> [GIVEN PROBLEM] Restate each line word for word. Leave out every picture.
╭──
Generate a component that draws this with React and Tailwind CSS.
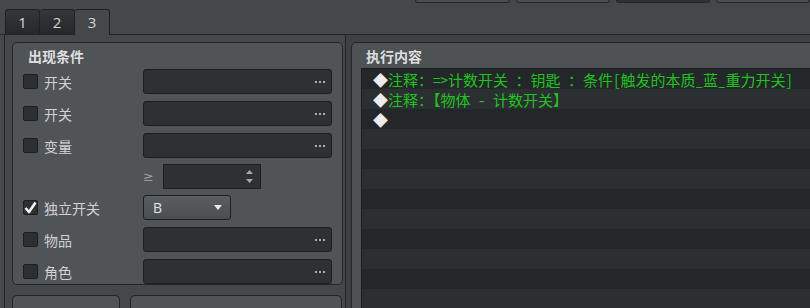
import React from "react";

const UI_FONT = { fontFamily: "'Noto Sans CJK SC', 'Noto Sans', sans-serif" };
const LIST_FONT = {
  fontFamily: "'Noto Sans Mono CJK SC', 'Noto Sans CJK SC', 'DejaVu Sans Mono', monospace",
};

function Check({ on }) {
  return (
    <div className="w-[15px] h-[15px] rounded-[2px] border border-[#1c1e20] bg-[#2d3033] flex items-center justify-center shrink-0">
      {on && (
        <svg width="13" height="13" viewBox="0 0 13 13">
          <path d="M1.5 7 L5 11 L11.5 1.5" fill="none" stroke="#f2f2f2" strokeWidth="2.6" strokeLinejoin="round" />
        </svg>
      )}
    </div>
  );
}

function Dots() {
  return (
    <div className="flex gap-[2px] mr-[6px]">
      <div className="w-[2px] h-[2px] bg-[#a9abad]" />
      <div className="w-[2px] h-[2px] bg-[#a9abad]" />
      <div className="w-[2px] h-[2px] bg-[#a9abad]" />
    </div>
  );
}

function Field() {
  return (
    <div className="w-[189px] h-[25px] rounded-[3px] border border-[#1c1e20] bg-[#2e3134] flex items-center justify-end">
      <Dots />
    </div>
  );
}

function Row({ label, on, mt = "mt-[7px]", children }) {
  return (
    <div className={`flex items-center h-[25px] ${mt}`}>
      <div className="w-[120px] flex items-center gap-[6px]">
        <Check on={on} />
        <span className="text-[14px] text-[#cfd1d2] leading-none">{label}</span>
      </div>
      {children}
    </div>
  );
}

const lines = [
  "注释：=>计数开关 ：钥匙 ：条件[触发的本质_蓝_重力开关]",
  "注释：【物体 - 计数开关】",
  "",
];

export default function App() {
  const rows = Array.from({ length: 12 });
  return (
    <div className="w-[810px] h-[308px] overflow-hidden bg-[#45484b] flex flex-col" style={UI_FONT}>
      {/* top buttons (cut off) */}
      <div className="h-[9px] flex items-start pl-[415px] gap-[6px] shrink-0">
        <div className="w-[99px] h-[3px] border border-t-0 border-[#25282a] rounded-b-[3px] bg-[#4a4d50]" />
        <div className="w-[98px] h-[3px] border border-t-0 border-[#25282a] rounded-b-[3px] bg-[#4a4d50]" />
        <div className="w-[98px] h-[3px] border border-t-0 border-[#25282a] rounded-b-[3px] bg-[#2f3234]" />
        <div className="w-[98px] h-[3px] border border-t-0 border-[#25282a] rounded-b-[3px] bg-[#4a4d50]" />
      </div>

      {/* tabs */}
      <div className="h-[26px] flex items-end pl-[5px] border-b border-[#222426] shrink-0">
        <div className="w-[35px] h-[25px] border border-b-0 border-[#1e2022] rounded-t-[3px] bg-gradient-to-b from-[#34373a] to-[#26292b] flex items-center justify-center text-[15px] text-[#d4d6d8]" style={{ fontFamily: "'Open Sans', sans-serif" }}>1</div>
        <div className="w-[35px] h-[25px] border border-b-0 border-l-0 border-[#1e2022] rounded-t-[3px] bg-gradient-to-b from-[#34373a] to-[#26292b] flex items-center justify-center text-[15px] text-[#d4d6d8]" style={{ fontFamily: "'Open Sans', sans-serif" }}>2</div>
        <div className="w-[35px] h-[26px] -mb-[1px] border border-b-0 border-l-0 border-[#1e2022] rounded-t-[3px] bg-[#45484b] flex items-center justify-center text-[15px] text-[#d4d6d8]" style={{ fontFamily: "'Open Sans', sans-serif" }}>3</div>
      </div>

      <div className="flex flex-1 min-h-0">
        {/* tab pane */}
        <div className="ml-[4px] w-[342px] border-l border-r border-[#222426] pl-[7px] pt-[7px] flex flex-col shrink-0">
          <div className="w-[331px] h-[252px] rounded-[5px] border border-[#222426] bg-[#505457] pl-[10px] flex flex-col">
            <div className="h-[26px] flex items-center pl-[5px] text-[14px] font-bold text-[#dcdedf] leading-none">出现条件</div>
            <Row label="开关" mt="mt-0"><Field /></Row>
            <Row label="开关"><Field /></Row>
            <Row label="变量"><Field /></Row>
            <div className="flex items-center h-[25px] mt-[6px] pl-[120px]">
              <span className="w-[20px] text-[13px] text-[#9a9c9e] leading-none" style={{ fontFamily: "'DejaVu Sans', sans-serif" }}>≥</span>
              <div className="w-[98px] h-[25px] border border-[#1c1e20] bg-[#2e3134] flex items-center justify-end pr-[6px]">
                <svg width="9" height="17" viewBox="0 0 9 17">
                  <path d="M1 6 L4.5 2 L8 6 Z" fill="#a5a7a9" />
                  <path d="M1 11 L4.5 15 L8 11 Z" fill="#a5a7a9" />
                </svg>
              </div>
            </div>
            <Row label="独立开关" on mt="mt-[6px]">
              <div className="w-[88px] h-[25px] rounded-[3px] border border-[#1c1e20] bg-gradient-to-b from-[#5a5e61] to-[#4a4e51] flex items-center justify-between pl-[9px] pr-[8px]">
                <span className="text-[14px] text-[#e2e4e5] leading-none" style={{ fontFamily: "'Open Sans', sans-serif" }}>B</span>
                <svg width="8" height="5" viewBox="0 0 8 5"><path d="M0 0 L8 0 L4 5 Z" fill="#e8e8e8" /></svg>
              </div>
            </Row>
            <Row label="物品"><Field /></Row>
            <Row label="角色"><Field /></Row>
          </div>
          <div className="flex gap-[10px] mt-[10px]">
            <div className="w-[108px] h-[20px] rounded-t-[5px] border border-b-0 border-[#222426] bg-[#505457]" />
            <div className="w-[212px] h-[20px] rounded-t-[5px] border border-b-0 border-[#222426] bg-[#505457]" />
          </div>
        </div>

        {/* execution content */}
        <div className="flex-1 bg-[#3e4144] pl-[5px] pt-[7px] min-w-0">
          <div className="w-[480px] h-[300px] rounded-[5px] border border-[#222426] bg-[#4e5255] pl-[9px] flex flex-col">
            <div className="h-[25px] flex items-center pl-[5px] text-[14px] font-bold text-[#dcdedf] leading-none">执行内容</div>
            <div className="flex-1 border-l border-t border-[#1a1c1e] bg-[#242729] flex flex-col">
              {rows.map((_, i) => (
                <div
                  key={i}
                  className={`h-[20px] shrink-0 flex items-center pl-[11px] text-[15px] leading-none whitespace-nowrap ${i % 2 === 0 ? "bg-[#242729]" : "bg-[#2c2f31]"}`}
                  style={LIST_FONT}
                >
                  {i < lines.length && (
                    <>
                      <span className="text-[#ececec]">◆</span>
                      <span className="text-[#1fc21f]">{lines[i]}</span>
                    </>
                  )}
                </div>
              ))}
            </div>
          </div>
        </div>
      </div>
    </div>
  );
}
╰──
> [CORRECT ANSWER]
Generate a component that draws this with React and Tailwind CSS.
import React from "react";

const UI_FONT = { fontFamily: "'Noto Sans CJK SC', 'Noto Sans', sans-serif" };
const LIST_FONT = {
  fontFamily: "'Noto Sans Mono CJK SC', 'Noto Sans CJK SC', 'DejaVu Sans Mono', monospace",
};

function Check({ on }) {
  return (
    <div className="w-[15px] h-[15px] rounded-[2px] border border-[#1c1e20] bg-[#2d3033] flex items-center justify-center shrink-0">
      {on && (
        <svg width="13" height="13" viewBox="0 0 13 13">
          <path d="M1.5 7 L5 11 L11.5 1.5" fill="none" stroke="#f2f2f2" strokeWidth="2.6" strokeLinejoin="round" />
        </svg>
      )}
    </div>
  );
}

function Dots() {
  return (
    <div className="flex gap-[2px] mr-[6px]">
      <div className="w-[2px] h-[2px] bg-[#a9abad]" />
      <div className="w-[2px] h-[2px] bg-[#a9abad]" />
      <div className="w-[2px] h-[2px] bg-[#a9abad]" />
    </div>
  );
}

function Field() {
  return (
    <div className="w-[189px] h-[25px] rounded-[3px] border border-[#1c1e20] bg-[#2e3134] flex items-center justify-end">
      <Dots />
    </div>
  );
}

function Row({ label, on, mt = "mt-[7px]", children }) {
  return (
    <div className={`flex items-center h-[25px] ${mt}`}>
      <div className="w-[120px] flex items-center gap-[6px]">
        <Check on={on} />
        <span className="text-[14px] text-[#cfd1d2] leading-none">{label}</span>
      </div>
      {children}
    </div>
  );
}

const lines = [
  "注释：=>计数开关 ：钥匙 ：条件[触发的本质_蓝_重力开关]",
  "注释：【物体 - 计数开关】",
  "",
];

export default function App() {
  const rows = Array.from({ length: 12 });
  return (
    <div className="w-[810px] h-[308px] overflow-hidden bg-[#45484b] flex flex-col" style={UI_FONT}>
      {/* top buttons (cut off) */}
      <div className="h-[9px] flex items-start pl-[415px] gap-[6px] shrink-0">
        <div className="w-[99px] h-[3px] border border-t-0 border-[#25282a] rounded-b-[3px] bg-[#4a4d50]" />
        <div className="w-[98px] h-[3px] border border-t-0 border-[#25282a] rounded-b-[3px] bg-[#4a4d50]" />
        <div className="w-[98px] h-[3px] border border-t-0 border-[#25282a] rounded-b-[3px] bg-[#2f3234]" />
        <div className="w-[98px] h-[3px] border border-t-0 border-[#25282a] rounded-b-[3px] bg-[#4a4d50]" />
      </div>

      {/* tabs */}
      <div className="h-[26px] flex items-end pl-[5px] border-b border-[#222426] shrink-0">
        <div className="w-[35px] h-[25px] border border-b-0 border-[#1e2022] rounded-t-[3px] bg-gradient-to-b from-[#34373a] to-[#26292b] flex items-center justify-center text-[15px] text-[#d4d6d8]" style={{ fontFamily: "'Open Sans', sans-serif" }}>1</div>
        <div className="w-[35px] h-[25px] border border-b-0 border-l-0 border-[#1e2022] rounded-t-[3px] bg-gradient-to-b from-[#34373a] to-[#26292b] flex items-center justify-center text-[15px] text-[#d4d6d8]" style={{ fontFamily: "'Open Sans', sans-serif" }}>2</div>
        <div className="w-[35px] h-[26px] -mb-[1px] border border-b-0 border-l-0 border-[#1e2022] rounded-t-[3px] bg-[#45484b] flex items-center justify-center text-[15px] text-[#d4d6d8]" style={{ fontFamily: "'Open Sans', sans-serif" }}>3</div>
      </div>

      <div className="flex flex-1 min-h-0">
        {/* tab pane */}
        <div className="ml-[4px] w-[342px] border-l border-r border-[#222426] pl-[7px] pt-[7px] flex flex-col shrink-0">
          <div className="w-[331px] h-[252px] rounded-[5px] border border-[#222426] bg-[#505457] pl-[10px] flex flex-col">
            <div className="h-[26px] flex items-center pl-[5px] text-[14px] font-bold text-[#dcdedf] leading-none">出现条件</div>
            <Row label="开关" mt="mt-0"><Field /></Row>
            <Row label="开关"><Field /></Row>
            <Row label="变量"><Field /></Row>
            <div className="flex items-center h-[25px] mt-[6px] pl-[120px]">
              <span className="w-[20px] text-[13px] text-[#9a9c9e] leading-none" style={{ fontFamily: "'DejaVu Sans', sans-serif" }}>≥</span>
              <div className="w-[98px] h-[25px] border border-[#1c1e20] bg-[#2e3134] flex items-center justify-end pr-[6px]">
                <svg width="9" height="17" viewBox="0 0 9 17">
                  <path d="M1 6 L4.5 2 L8 6 Z" fill="#a5a7a9" />
                  <path d="M1 11 L4.5 15 L8 11 Z" fill="#a5a7a9" />
                </svg>
              </div>
            </div>
            <Row label="独立开关" on mt="mt-[6px]">
              <div className="w-[88px] h-[25px] rounded-[3px] border border-[#1c1e20] bg-gradient-to-b from-[#5a5e61] to-[#4a4e51] flex items-center justify-between pl-[9px] pr-[8px]">
                <span className="text-[14px] text-[#e2e4e5] leading-none" style={{ fontFamily: "'Open Sans', sans-serif" }}>B</span>
                <svg width="8" height="5" viewBox="0 0 8 5"><path d="M0 0 L8 0 L4 5 Z" fill="#e8e8e8" /></svg>
              </div>
            </Row>
            <Row label="物品"><Field /></Row>
            <Row label="角色"><Field /></Row>
          </div>
          <div className="flex gap-[10px] mt-[10px]">
            <div className="w-[108px] h-[20px] rounded-t-[5px] border border-b-0 border-[#222426] bg-[#505457]" />
            <div className="w-[212px] h-[20px] rounded-t-[5px] border border-b-0 border-[#222426] bg-[#505457]" />
          </div>
        </div>

        {/* execution content */}
        <div className="flex-1 bg-[#3e4144] pl-[5px] pt-[7px] min-w-0">
          <div className="w-[480px] h-[300px] rounded-[5px] border border-[#222426] bg-[#4e5255] pl-[9px] flex flex-col">
            <div className="h-[25px] flex items-center pl-[5px] text-[14px] font-bold text-[#dcdedf] leading-none">执行内容</div>
            <div className="flex-1 border-l border-t border-[#1a1c1e] bg-[#242729] flex flex-col">
              {rows.map((_, i) => (
                <div
                  key={i}
                  className={`h-[20px] shrink-0 flex items-center pl-[11px] text-[15px] leading-none whitespace-nowrap ${i % 2 === 0 ? "bg-[#242729]" : "bg-[#2c2f31]"}`}
                  style={LIST_FONT}
                >
                  {i < lines.length && (
                    <>
                      <span className="text-[#ececec]">◆</span>
                      <span className="text-[#1fc21f]">{lines[i]}</span>
                    </>
                  )}
                </div>
              ))}
            </div>
          </div>
        </div>
      </div>
    </div>
  );
}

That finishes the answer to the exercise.